В романе-мартирологе Ю.Н. Арабова прелюдия «старичка Баха», услышанная персонажем романа – П. Маккартни в исполнении Глена Гульда, одного из самых известных пианистов-интерпретаторов Баха в ХХ веке, в инверсированном виде становится основой для создания нового опуса: «Через несколько секунд в студию ворвались странные свистящие и атональные звуки. Как будто раскаленный пар вырывался из-под крышки кипящего чайника. Но в хаосе, тем не менее, чувствовалась странная нездешняя гармония» [4: 30]. Эксперименты Маккартни (который, как известно, под влиянием Баха использовал партию флейты пикколо в аранжировке «Penny Lane») не находят поддержки у Д. Леннона, чей бунт против «Большой культуры» (например, кавер-версии сингла Ч. Берри 1956 года «Roll Over Beethoven», выпущенные «Битлз» и «Статус Кво») саморазрушителен. В романе Ю.Н. Арабова Д. Леннон, посчитавший себя Богом, отвергший музыку Баха (и всего «классического ряда» композиторов) и освободивший в голове «место для Абсолюта» с помощью виски и наркотиков, «высыхает, подобно ручью». Таким образом, в романе реализуется метафорический потенциал «водной» этимологии имени композитора (нем. bach – ручей). При этом креативная «перелицовка», «обновление» классической культуры в стиле атональной музыки не сближает разные музыкальные эпохи и не превращает П. Маккартни или Д. Леннона в нового Баха.

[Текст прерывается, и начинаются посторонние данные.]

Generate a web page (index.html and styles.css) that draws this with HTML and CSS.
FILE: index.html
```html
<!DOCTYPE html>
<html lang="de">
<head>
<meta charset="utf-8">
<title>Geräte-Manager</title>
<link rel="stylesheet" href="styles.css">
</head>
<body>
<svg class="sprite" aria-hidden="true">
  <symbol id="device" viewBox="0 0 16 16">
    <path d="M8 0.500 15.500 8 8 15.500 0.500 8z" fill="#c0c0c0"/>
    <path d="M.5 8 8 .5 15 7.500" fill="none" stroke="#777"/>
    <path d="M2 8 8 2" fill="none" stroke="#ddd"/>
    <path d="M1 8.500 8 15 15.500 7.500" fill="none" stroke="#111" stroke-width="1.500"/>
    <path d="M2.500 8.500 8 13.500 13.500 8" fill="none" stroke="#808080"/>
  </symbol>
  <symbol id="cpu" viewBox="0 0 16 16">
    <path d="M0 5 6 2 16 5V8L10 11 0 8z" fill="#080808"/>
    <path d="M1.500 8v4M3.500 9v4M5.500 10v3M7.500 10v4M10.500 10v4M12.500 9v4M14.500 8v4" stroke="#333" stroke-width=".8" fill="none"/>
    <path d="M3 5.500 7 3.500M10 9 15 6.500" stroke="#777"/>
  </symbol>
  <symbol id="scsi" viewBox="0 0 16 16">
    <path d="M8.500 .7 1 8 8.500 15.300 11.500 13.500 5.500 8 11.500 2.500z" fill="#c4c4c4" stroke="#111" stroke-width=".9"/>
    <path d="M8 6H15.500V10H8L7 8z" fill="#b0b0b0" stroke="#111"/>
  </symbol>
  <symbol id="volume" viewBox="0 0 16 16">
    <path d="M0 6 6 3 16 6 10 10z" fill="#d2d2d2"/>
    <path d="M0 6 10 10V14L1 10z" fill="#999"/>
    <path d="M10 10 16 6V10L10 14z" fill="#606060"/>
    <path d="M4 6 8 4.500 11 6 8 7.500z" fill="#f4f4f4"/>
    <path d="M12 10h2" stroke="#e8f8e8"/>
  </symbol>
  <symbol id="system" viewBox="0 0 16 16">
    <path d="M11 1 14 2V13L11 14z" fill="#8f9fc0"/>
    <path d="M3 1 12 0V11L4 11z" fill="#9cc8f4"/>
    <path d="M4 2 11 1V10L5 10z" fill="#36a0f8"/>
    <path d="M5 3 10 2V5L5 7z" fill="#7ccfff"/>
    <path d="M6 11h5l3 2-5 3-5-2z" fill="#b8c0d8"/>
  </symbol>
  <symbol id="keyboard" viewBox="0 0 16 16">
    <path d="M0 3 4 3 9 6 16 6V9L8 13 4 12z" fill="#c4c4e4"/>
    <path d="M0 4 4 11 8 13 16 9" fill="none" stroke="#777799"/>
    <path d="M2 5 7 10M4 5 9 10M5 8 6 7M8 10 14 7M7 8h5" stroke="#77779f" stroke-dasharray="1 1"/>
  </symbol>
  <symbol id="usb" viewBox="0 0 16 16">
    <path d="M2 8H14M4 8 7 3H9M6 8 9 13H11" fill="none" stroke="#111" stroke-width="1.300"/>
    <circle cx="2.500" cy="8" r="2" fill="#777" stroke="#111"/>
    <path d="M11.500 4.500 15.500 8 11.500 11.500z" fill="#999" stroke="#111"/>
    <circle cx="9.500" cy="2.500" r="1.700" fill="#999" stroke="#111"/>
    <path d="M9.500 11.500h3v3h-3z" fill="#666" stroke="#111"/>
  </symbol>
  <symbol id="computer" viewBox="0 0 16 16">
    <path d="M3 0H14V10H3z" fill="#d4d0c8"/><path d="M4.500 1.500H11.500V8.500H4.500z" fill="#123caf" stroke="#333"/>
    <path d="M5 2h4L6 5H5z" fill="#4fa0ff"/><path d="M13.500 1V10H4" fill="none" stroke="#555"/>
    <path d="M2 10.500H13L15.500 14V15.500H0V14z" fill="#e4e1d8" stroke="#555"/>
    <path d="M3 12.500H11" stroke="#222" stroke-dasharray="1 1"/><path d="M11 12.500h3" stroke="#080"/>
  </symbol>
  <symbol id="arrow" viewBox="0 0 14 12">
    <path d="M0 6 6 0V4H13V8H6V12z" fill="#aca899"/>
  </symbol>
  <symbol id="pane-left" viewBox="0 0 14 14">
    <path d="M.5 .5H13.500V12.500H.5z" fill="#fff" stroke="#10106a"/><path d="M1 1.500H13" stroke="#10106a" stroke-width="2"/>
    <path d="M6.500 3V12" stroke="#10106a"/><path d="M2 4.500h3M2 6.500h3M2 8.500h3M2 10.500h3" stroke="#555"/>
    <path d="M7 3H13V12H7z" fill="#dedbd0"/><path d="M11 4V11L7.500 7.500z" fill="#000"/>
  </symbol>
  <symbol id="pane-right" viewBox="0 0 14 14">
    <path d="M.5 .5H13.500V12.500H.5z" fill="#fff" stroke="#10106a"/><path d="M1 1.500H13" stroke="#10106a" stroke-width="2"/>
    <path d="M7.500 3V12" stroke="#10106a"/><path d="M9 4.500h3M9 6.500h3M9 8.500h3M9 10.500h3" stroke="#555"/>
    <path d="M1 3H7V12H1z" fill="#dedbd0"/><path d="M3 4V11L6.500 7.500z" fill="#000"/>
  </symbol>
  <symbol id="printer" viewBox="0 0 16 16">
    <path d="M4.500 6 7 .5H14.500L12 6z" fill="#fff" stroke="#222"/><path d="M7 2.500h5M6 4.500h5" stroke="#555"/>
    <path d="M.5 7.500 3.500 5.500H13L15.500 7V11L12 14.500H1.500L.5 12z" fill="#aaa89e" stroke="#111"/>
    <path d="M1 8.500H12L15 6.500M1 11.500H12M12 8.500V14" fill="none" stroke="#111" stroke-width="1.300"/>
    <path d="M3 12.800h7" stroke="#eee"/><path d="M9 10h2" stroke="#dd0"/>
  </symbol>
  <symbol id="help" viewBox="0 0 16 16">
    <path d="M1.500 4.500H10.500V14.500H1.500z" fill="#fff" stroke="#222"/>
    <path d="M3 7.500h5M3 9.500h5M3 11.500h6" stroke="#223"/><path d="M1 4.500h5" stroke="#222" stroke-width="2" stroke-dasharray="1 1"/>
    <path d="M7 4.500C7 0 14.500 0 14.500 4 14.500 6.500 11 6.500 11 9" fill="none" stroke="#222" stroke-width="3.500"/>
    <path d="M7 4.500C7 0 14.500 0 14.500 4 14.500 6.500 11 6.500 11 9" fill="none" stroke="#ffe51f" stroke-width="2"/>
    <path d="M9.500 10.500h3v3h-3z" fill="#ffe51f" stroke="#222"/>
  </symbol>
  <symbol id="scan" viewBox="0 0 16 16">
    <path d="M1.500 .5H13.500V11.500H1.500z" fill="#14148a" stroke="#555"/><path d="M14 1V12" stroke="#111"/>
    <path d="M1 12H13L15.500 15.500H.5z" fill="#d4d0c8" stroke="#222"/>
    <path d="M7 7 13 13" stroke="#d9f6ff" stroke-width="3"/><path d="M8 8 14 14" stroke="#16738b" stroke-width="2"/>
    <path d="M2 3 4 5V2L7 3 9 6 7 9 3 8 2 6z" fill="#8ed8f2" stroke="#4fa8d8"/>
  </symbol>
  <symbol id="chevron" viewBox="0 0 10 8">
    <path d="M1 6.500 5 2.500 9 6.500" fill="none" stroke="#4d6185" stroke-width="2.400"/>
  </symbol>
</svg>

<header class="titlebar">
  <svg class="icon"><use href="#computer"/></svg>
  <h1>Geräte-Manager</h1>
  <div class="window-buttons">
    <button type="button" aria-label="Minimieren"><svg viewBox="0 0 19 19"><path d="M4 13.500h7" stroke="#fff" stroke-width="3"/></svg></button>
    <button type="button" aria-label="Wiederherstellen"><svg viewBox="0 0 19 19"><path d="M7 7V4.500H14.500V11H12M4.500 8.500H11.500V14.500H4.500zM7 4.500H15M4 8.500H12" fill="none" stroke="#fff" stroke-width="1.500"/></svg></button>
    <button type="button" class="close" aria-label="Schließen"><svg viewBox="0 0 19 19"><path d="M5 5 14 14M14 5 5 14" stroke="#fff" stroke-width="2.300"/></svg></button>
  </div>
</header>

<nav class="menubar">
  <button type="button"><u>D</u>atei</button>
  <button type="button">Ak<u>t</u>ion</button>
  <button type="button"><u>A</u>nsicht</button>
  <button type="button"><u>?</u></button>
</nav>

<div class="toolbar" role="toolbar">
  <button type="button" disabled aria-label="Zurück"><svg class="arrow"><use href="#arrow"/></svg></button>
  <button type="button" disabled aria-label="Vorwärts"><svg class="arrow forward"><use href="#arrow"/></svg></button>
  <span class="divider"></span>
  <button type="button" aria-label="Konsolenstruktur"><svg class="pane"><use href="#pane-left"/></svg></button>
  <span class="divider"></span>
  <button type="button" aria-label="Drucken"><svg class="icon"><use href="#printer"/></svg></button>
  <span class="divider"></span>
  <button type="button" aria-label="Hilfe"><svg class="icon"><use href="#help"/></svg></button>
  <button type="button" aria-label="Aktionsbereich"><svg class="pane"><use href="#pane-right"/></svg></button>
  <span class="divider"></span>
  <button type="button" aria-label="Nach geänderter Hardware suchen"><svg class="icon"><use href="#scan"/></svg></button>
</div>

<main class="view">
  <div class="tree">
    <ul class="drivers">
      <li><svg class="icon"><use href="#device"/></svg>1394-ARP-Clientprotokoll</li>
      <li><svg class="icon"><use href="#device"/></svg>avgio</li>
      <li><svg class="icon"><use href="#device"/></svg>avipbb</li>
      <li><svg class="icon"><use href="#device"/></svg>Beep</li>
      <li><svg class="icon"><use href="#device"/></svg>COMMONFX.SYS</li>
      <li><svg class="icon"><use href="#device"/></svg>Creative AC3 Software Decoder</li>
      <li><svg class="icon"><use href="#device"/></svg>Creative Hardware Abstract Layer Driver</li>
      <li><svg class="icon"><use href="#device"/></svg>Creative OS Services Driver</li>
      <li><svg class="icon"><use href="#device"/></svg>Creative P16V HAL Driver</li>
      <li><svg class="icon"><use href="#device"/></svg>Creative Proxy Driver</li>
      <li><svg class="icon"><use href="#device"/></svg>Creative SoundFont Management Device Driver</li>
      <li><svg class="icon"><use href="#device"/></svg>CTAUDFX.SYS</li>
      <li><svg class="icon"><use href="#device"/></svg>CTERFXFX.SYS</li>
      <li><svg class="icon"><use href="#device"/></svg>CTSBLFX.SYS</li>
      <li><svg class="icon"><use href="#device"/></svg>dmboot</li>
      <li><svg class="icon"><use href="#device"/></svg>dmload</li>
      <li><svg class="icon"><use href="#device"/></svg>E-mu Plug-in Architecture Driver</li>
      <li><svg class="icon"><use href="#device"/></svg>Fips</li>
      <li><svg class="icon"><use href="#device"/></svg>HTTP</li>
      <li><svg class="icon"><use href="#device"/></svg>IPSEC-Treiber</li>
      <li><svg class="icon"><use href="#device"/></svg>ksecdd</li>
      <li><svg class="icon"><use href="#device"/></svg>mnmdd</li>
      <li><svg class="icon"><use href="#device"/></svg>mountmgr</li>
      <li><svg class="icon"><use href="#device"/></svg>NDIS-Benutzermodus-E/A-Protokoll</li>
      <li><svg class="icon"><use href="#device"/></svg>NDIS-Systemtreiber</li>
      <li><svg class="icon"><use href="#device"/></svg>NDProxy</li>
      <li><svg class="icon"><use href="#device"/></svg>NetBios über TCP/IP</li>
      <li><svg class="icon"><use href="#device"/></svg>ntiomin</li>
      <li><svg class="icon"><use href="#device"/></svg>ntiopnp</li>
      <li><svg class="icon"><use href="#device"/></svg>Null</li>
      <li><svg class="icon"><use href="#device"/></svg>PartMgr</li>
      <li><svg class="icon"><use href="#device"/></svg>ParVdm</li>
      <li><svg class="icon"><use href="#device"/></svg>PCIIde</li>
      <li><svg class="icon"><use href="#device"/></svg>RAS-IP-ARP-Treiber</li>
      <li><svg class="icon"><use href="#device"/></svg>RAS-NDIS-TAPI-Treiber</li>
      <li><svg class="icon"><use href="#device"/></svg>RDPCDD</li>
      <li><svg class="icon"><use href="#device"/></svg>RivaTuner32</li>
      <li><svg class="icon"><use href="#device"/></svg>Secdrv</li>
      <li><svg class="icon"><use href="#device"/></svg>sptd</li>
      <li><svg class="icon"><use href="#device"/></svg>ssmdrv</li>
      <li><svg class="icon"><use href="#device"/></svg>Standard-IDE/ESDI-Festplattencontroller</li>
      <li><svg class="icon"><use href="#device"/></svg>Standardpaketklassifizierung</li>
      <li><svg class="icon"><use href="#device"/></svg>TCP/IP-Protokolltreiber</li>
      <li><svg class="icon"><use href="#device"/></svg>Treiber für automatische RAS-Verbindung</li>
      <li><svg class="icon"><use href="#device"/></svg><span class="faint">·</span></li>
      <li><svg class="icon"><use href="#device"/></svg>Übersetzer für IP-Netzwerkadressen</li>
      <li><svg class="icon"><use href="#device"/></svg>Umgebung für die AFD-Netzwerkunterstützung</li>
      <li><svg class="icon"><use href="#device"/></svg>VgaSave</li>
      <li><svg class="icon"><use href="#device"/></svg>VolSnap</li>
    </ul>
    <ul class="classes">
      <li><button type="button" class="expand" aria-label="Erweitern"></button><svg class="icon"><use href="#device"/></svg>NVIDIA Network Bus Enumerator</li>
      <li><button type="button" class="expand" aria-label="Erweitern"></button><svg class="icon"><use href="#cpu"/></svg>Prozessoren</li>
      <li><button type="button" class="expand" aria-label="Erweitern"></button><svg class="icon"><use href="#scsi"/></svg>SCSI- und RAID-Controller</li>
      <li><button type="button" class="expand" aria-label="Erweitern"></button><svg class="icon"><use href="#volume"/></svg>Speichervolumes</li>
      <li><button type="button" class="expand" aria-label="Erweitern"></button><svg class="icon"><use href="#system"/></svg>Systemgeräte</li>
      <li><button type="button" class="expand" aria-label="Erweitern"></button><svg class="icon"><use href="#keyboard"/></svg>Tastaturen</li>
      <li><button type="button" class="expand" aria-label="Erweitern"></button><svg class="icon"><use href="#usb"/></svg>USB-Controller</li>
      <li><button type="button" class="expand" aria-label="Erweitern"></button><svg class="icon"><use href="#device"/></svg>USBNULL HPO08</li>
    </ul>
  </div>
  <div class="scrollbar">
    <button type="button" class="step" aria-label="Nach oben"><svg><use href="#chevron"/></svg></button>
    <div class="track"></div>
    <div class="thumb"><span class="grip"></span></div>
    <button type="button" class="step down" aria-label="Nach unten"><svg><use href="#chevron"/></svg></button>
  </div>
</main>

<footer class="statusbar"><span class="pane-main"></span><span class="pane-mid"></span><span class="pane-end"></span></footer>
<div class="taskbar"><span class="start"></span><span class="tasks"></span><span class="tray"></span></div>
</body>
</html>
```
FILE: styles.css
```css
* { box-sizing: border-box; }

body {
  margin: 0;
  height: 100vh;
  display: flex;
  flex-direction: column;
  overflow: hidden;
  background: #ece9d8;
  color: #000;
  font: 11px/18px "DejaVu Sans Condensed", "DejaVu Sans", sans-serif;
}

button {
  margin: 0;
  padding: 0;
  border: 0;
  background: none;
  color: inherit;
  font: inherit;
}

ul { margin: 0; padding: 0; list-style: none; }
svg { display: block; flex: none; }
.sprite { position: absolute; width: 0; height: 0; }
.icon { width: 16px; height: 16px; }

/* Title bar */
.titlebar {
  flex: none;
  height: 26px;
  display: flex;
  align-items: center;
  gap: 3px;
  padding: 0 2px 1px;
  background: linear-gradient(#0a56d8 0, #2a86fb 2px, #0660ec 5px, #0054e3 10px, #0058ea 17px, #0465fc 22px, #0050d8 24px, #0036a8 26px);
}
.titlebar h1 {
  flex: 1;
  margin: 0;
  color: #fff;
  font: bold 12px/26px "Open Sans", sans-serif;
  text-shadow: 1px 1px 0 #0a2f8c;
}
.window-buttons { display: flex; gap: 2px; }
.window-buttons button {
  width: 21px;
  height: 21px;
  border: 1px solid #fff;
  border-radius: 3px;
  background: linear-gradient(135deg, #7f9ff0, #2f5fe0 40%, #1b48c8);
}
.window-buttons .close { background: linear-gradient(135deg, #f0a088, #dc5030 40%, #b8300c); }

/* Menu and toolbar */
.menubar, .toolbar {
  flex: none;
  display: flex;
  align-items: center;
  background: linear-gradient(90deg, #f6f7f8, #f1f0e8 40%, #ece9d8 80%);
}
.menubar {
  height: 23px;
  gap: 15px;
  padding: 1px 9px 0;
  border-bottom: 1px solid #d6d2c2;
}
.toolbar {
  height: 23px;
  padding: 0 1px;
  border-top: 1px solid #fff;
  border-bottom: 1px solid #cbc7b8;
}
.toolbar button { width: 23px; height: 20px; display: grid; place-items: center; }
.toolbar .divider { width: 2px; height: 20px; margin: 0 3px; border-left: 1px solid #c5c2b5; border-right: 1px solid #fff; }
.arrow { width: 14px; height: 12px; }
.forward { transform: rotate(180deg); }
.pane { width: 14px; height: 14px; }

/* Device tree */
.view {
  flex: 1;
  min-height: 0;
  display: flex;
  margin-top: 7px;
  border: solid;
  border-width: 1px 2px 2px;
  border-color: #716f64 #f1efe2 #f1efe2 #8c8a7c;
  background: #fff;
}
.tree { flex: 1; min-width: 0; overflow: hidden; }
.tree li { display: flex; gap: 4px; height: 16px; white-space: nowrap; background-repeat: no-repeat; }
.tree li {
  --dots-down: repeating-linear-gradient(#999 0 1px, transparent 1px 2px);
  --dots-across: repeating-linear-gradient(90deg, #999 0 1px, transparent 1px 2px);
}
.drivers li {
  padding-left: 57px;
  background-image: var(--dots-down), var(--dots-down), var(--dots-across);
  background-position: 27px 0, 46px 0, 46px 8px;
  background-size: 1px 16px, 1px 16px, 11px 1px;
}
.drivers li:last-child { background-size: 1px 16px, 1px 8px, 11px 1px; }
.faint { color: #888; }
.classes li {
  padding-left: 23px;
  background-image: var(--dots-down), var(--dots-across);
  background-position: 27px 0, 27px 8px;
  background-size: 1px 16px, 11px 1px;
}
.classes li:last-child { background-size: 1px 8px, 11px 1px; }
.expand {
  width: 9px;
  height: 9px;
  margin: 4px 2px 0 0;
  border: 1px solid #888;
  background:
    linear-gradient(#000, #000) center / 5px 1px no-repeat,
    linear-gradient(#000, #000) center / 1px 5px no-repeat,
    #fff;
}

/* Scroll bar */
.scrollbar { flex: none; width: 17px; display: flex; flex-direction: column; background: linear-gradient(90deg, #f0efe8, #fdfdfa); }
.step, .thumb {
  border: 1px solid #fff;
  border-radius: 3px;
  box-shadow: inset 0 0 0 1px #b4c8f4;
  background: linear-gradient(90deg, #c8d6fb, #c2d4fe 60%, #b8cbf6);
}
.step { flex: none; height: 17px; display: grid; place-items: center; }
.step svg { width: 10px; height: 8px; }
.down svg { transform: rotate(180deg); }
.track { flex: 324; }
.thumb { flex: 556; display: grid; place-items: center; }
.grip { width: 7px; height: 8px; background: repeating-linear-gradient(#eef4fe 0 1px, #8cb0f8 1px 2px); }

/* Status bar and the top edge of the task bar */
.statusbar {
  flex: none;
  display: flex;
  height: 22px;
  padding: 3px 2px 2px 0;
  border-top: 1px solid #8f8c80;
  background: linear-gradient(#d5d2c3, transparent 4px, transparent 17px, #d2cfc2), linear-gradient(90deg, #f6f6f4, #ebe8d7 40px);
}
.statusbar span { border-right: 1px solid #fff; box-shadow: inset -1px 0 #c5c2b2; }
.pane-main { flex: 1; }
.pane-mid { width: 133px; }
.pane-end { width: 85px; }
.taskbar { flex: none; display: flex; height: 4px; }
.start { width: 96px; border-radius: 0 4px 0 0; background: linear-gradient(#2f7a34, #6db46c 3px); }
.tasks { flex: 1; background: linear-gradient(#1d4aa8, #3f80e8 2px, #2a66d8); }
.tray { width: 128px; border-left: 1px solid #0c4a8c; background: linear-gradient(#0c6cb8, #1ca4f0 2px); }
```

Если в романе Ю.Н. Арабова музыка Баха представляется персонажам-нонконформистам наиболее внешним, очевидным, обязательным для изучения и потому отвергаемым и пародируемым слоем культуры, то в повести О.Н. Ермакова «Вариации» [5], напротив, имя Баха возникает в результате многочисленных вариаций, отслоения более поздних музыкально-стилистических напластований. Пространство повести организовано по принципу палимпсеста архитектурных и музыкальных кодов: дворец пионеров, который раньше был купеческим особняком; концертный зал филармонии в бывшем здании Дворянского собрания; улица Карла и Маркса – бывшая улица Кирилла и Мефодия; архив – бывший костел; включенные в «Кончерто гроссо номер три» А.Г. Шнитке цитаты из «Времен года» А. Вивальди (и подобные примеры интертекстуальности в музыке); сад, заложенный в прошлом веке на месте плац-парадной площади, – черно-белая фотография, в которую входит персонаж повести – композитор Петр Виленкин. Законченную символическую форму этот принцип получает в образе Вавилонской башни, который характеризует в том числе и полифонию современной музыкальной культуры с сосуществованием поп-музыки, неоавангарда, классики.

Многослойный интермедиальный экфрасис в повести О.Н. Ермакова демонстрирует механизм последовательного перевода информации с одного медиального канала на другой: инструментальная семантика звукового ряда третьего концерта А.Г. Шнитке переводится в семантический ряд визуальных живописных образов, которым придана моторная динамика кинематографических образов. Слово, описывающее каждый медиальный ряд, выполняет одновременно функции перевода, семантизации, интерпретации и дифференциации каналов восприятия, подключая звуковую рецепцию читателя номинацией музыкальных инструментов (фигура за фортепиано, жалобы скрипок, клавесин наигрывает) и зрительную рецепцию отсылками к жанровым образам изобразительного искусства (серебристый скелет графики, вдруг вырисовывается площадь, графика катастрофически оплотняется, в глаза бьет синева неба и т.д.). Сущность музыки описывается с помощью лексики, относящейся к области графики, телевидения, кинематографа. Графическая абстракция, составляющая «скелет» музыки, становится основным приемом музыкального экфрасиса в повести О.Н. Ермакова.